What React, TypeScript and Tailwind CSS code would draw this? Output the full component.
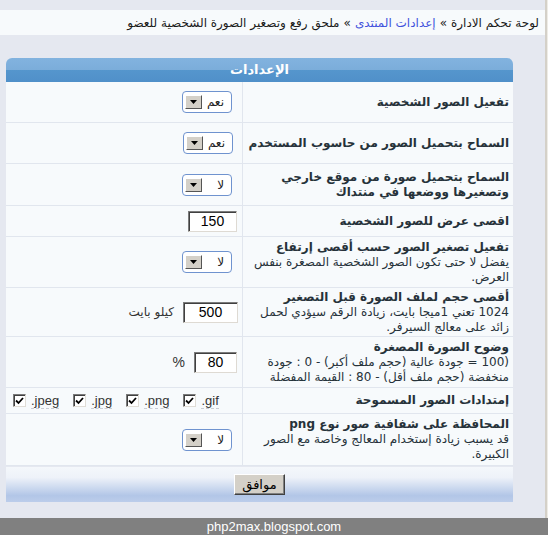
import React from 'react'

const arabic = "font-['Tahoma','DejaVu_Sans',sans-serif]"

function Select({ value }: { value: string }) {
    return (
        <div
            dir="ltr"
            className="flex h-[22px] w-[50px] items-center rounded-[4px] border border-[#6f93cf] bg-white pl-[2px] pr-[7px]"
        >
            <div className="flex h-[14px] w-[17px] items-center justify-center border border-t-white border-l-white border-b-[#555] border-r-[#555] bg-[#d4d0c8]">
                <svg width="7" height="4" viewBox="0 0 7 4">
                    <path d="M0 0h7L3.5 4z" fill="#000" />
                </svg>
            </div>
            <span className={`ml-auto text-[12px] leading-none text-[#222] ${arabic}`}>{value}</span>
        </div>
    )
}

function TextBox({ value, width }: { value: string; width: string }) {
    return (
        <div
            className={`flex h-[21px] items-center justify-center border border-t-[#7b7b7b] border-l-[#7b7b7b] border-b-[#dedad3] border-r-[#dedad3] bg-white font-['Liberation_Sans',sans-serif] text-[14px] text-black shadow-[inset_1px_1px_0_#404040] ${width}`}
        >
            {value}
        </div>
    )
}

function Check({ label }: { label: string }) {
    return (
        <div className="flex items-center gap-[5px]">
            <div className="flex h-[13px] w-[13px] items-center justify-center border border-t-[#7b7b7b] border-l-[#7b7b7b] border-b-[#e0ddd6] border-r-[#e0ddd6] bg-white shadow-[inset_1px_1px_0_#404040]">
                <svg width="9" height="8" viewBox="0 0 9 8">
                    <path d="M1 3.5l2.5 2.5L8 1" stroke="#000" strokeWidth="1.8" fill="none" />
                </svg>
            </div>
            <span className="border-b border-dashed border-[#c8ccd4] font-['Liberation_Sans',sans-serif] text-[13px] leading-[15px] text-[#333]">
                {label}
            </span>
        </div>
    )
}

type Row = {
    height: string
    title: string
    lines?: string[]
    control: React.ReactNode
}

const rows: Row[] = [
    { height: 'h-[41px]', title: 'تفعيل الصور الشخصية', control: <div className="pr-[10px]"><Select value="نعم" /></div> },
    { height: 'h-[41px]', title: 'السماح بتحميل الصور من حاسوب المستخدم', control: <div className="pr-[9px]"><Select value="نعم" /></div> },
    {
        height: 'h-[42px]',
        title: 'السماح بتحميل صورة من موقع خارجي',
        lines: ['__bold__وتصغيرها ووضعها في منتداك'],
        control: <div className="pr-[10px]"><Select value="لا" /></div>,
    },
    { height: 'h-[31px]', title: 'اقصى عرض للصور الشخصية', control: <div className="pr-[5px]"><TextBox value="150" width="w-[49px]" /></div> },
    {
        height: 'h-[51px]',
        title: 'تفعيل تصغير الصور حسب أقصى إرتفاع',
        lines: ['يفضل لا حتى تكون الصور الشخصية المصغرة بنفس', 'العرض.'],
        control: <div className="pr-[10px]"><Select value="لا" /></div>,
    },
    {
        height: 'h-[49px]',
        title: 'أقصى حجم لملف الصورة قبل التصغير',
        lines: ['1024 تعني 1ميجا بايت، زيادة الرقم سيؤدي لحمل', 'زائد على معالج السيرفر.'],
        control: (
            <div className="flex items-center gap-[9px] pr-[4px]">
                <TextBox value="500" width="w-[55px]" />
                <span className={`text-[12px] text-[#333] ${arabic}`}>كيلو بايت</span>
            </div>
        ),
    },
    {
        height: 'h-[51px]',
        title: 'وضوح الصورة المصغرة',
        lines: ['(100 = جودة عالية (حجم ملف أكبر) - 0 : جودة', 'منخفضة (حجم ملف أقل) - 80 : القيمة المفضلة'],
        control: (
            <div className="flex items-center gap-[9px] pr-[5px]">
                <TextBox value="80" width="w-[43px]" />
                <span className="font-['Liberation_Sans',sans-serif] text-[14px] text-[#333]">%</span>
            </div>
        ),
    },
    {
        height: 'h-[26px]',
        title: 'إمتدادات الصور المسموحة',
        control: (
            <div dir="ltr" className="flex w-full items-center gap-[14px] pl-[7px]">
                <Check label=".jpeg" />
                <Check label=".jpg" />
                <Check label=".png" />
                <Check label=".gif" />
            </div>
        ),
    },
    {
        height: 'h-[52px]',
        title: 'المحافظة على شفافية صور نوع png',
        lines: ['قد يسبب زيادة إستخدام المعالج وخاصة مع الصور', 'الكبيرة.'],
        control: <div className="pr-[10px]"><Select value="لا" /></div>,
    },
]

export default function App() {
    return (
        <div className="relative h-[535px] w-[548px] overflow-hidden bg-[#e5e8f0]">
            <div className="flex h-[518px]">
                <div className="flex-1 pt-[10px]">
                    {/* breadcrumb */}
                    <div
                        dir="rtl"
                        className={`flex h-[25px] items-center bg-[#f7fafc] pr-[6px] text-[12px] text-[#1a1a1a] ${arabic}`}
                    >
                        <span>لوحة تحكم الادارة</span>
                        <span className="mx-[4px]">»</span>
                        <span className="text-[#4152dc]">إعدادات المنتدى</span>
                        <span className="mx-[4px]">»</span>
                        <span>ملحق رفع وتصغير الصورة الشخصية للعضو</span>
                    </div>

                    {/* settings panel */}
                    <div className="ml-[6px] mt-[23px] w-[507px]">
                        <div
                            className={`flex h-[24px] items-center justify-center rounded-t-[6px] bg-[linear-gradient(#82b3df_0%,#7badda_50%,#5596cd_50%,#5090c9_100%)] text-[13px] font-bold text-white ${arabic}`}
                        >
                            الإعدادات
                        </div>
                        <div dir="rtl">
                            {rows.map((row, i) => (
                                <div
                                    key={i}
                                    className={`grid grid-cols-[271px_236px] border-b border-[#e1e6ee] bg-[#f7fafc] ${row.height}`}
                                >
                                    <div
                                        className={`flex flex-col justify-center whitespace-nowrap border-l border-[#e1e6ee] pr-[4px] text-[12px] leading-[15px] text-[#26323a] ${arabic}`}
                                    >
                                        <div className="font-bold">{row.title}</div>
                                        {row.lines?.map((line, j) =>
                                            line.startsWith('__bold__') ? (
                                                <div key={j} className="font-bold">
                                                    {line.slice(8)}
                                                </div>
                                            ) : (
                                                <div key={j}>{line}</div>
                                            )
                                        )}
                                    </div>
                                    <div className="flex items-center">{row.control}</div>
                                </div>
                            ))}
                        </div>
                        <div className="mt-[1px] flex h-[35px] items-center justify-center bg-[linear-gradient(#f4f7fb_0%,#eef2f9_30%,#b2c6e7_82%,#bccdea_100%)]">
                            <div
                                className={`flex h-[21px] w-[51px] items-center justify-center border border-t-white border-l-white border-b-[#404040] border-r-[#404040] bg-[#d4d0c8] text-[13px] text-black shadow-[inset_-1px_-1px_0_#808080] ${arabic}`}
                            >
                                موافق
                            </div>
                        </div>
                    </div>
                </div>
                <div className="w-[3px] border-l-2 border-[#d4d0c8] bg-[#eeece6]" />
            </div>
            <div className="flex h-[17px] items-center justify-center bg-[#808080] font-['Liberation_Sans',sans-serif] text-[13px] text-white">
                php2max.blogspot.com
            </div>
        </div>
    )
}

——

• Task brief: All the material shown above is to be copied exactly, with no pictures carried over.

• Problem solution:
What React, TypeScript and Tailwind CSS code would draw this? Output the full component.
import React from 'react'

const arabic = "font-['Tahoma','DejaVu_Sans',sans-serif]"

function Select({ value }: { value: string }) {
    return (
        <div
            dir="ltr"
            className="flex h-[22px] w-[50px] items-center rounded-[4px] border border-[#6f93cf] bg-white pl-[2px] pr-[7px]"
        >
            <div className="flex h-[14px] w-[17px] items-center justify-center border border-t-white border-l-white border-b-[#555] border-r-[#555] bg-[#d4d0c8]">
                <svg width="7" height="4" viewBox="0 0 7 4">
                    <path d="M0 0h7L3.5 4z" fill="#000" />
                </svg>
            </div>
            <span className={`ml-auto text-[12px] leading-none text-[#222] ${arabic}`}>{value}</span>
        </div>
    )
}

function TextBox({ value, width }: { value: string; width: string }) {
    return (
        <div
            className={`flex h-[21px] items-center justify-center border border-t-[#7b7b7b] border-l-[#7b7b7b] border-b-[#dedad3] border-r-[#dedad3] bg-white font-['Liberation_Sans',sans-serif] text-[14px] text-black shadow-[inset_1px_1px_0_#404040] ${width}`}
        >
            {value}
        </div>
    )
}

function Check({ label }: { label: string }) {
    return (
        <div className="flex items-center gap-[5px]">
            <div className="flex h-[13px] w-[13px] items-center justify-center border border-t-[#7b7b7b] border-l-[#7b7b7b] border-b-[#e0ddd6] border-r-[#e0ddd6] bg-white shadow-[inset_1px_1px_0_#404040]">
                <svg width="9" height="8" viewBox="0 0 9 8">
                    <path d="M1 3.5l2.5 2.5L8 1" stroke="#000" strokeWidth="1.8" fill="none" />
                </svg>
            </div>
            <span className="border-b border-dashed border-[#c8ccd4] font-['Liberation_Sans',sans-serif] text-[13px] leading-[15px] text-[#333]">
                {label}
            </span>
        </div>
    )
}

type Row = {
    height: string
    title: string
    lines?: string[]
    control: React.ReactNode
}

const rows: Row[] = [
    { height: 'h-[41px]', title: 'تفعيل الصور الشخصية', control: <div className="pr-[10px]"><Select value="نعم" /></div> },
    { height: 'h-[41px]', title: 'السماح بتحميل الصور من حاسوب المستخدم', control: <div className="pr-[9px]"><Select value="نعم" /></div> },
    {
        height: 'h-[42px]',
        title: 'السماح بتحميل صورة من موقع خارجي',
        lines: ['__bold__وتصغيرها ووضعها في منتداك'],
        control: <div className="pr-[10px]"><Select value="لا" /></div>,
    },
    { height: 'h-[31px]', title: 'اقصى عرض للصور الشخصية', control: <div className="pr-[5px]"><TextBox value="150" width="w-[49px]" /></div> },
    {
        height: 'h-[51px]',
        title: 'تفعيل تصغير الصور حسب أقصى إرتفاع',
        lines: ['يفضل لا حتى تكون الصور الشخصية المصغرة بنفس', 'العرض.'],
        control: <div className="pr-[10px]"><Select value="لا" /></div>,
    },
    {
        height: 'h-[49px]',
        title: 'أقصى حجم لملف الصورة قبل التصغير',
        lines: ['1024 تعني 1ميجا بايت، زيادة الرقم سيؤدي لحمل', 'زائد على معالج السيرفر.'],
        control: (
            <div className="flex items-center gap-[9px] pr-[4px]">
                <TextBox value="500" width="w-[55px]" />
                <span className={`text-[12px] text-[#333] ${arabic}`}>كيلو بايت</span>
            </div>
        ),
    },
    {
        height: 'h-[51px]',
        title: 'وضوح الصورة المصغرة',
        lines: ['(100 = جودة عالية (حجم ملف أكبر) - 0 : جودة', 'منخفضة (حجم ملف أقل) - 80 : القيمة المفضلة'],
        control: (
            <div className="flex items-center gap-[9px] pr-[5px]">
                <TextBox value="80" width="w-[43px]" />
                <span className="font-['Liberation_Sans',sans-serif] text-[14px] text-[#333]">%</span>
            </div>
        ),
    },
    {
        height: 'h-[26px]',
        title: 'إمتدادات الصور المسموحة',
        control: (
            <div dir="ltr" className="flex w-full items-center gap-[14px] pl-[7px]">
                <Check label=".jpeg" />
                <Check label=".jpg" />
                <Check label=".png" />
                <Check label=".gif" />
            </div>
        ),
    },
    {
        height: 'h-[52px]',
        title: 'المحافظة على شفافية صور نوع png',
        lines: ['قد يسبب زيادة إستخدام المعالج وخاصة مع الصور', 'الكبيرة.'],
        control: <div className="pr-[10px]"><Select value="لا" /></div>,
    },
]

export default function App() {
    return (
        <div className="relative h-[535px] w-[548px] overflow-hidden bg-[#e5e8f0]">
            <div className="flex h-[518px]">
                <div className="flex-1 pt-[10px]">
                    {/* breadcrumb */}
                    <div
                        dir="rtl"
                        className={`flex h-[25px] items-center bg-[#f7fafc] pr-[6px] text-[12px] text-[#1a1a1a] ${arabic}`}
                    >
                        <span>لوحة تحكم الادارة</span>
                        <span className="mx-[4px]">»</span>
                        <span className="text-[#4152dc]">إعدادات المنتدى</span>
                        <span className="mx-[4px]">»</span>
                        <span>ملحق رفع وتصغير الصورة الشخصية للعضو</span>
                    </div>

                    {/* settings panel */}
                    <div className="ml-[6px] mt-[23px] w-[507px]">
                        <div
                            className={`flex h-[24px] items-center justify-center rounded-t-[6px] bg-[linear-gradient(#82b3df_0%,#7badda_50%,#5596cd_50%,#5090c9_100%)] text-[13px] font-bold text-white ${arabic}`}
                        >
                            الإعدادات
                        </div>
                        <div dir="rtl">
                            {rows.map((row, i) => (
                                <div
                                    key={i}
                                    className={`grid grid-cols-[271px_236px] border-b border-[#e1e6ee] bg-[#f7fafc] ${row.height}`}
                                >
                                    <div
                                        className={`flex flex-col justify-center whitespace-nowrap border-l border-[#e1e6ee] pr-[4px] text-[12px] leading-[15px] text-[#26323a] ${arabic}`}
                                    >
                                        <div className="font-bold">{row.title}</div>
                                        {row.lines?.map((line, j) =>
                                            line.startsWith('__bold__') ? (
                                                <div key={j} className="font-bold">
                                                    {line.slice(8)}
                                                </div>
                                            ) : (
                                                <div key={j}>{line}</div>
                                            )
                                        )}
                                    </div>
                                    <div className="flex items-center">{row.control}</div>
                                </div>
                            ))}
                        </div>
                        <div className="mt-[1px] flex h-[35px] items-center justify-center bg-[linear-gradient(#f4f7fb_0%,#eef2f9_30%,#b2c6e7_82%,#bccdea_100%)]">
                            <div
                                className={`flex h-[21px] w-[51px] items-center justify-center border border-t-white border-l-white border-b-[#404040] border-r-[#404040] bg-[#d4d0c8] text-[13px] text-black shadow-[inset_-1px_-1px_0_#808080] ${arabic}`}
                            >
                                موافق
                            </div>
                        </div>
                    </div>
                </div>
                <div className="w-[3px] border-l-2 border-[#d4d0c8] bg-[#eeece6]" />
            </div>
            <div className="flex h-[17px] items-center justify-center bg-[#808080] font-['Liberation_Sans',sans-serif] text-[13px] text-white">
                php2max.blogspot.com
            </div>
        </div>
    )
}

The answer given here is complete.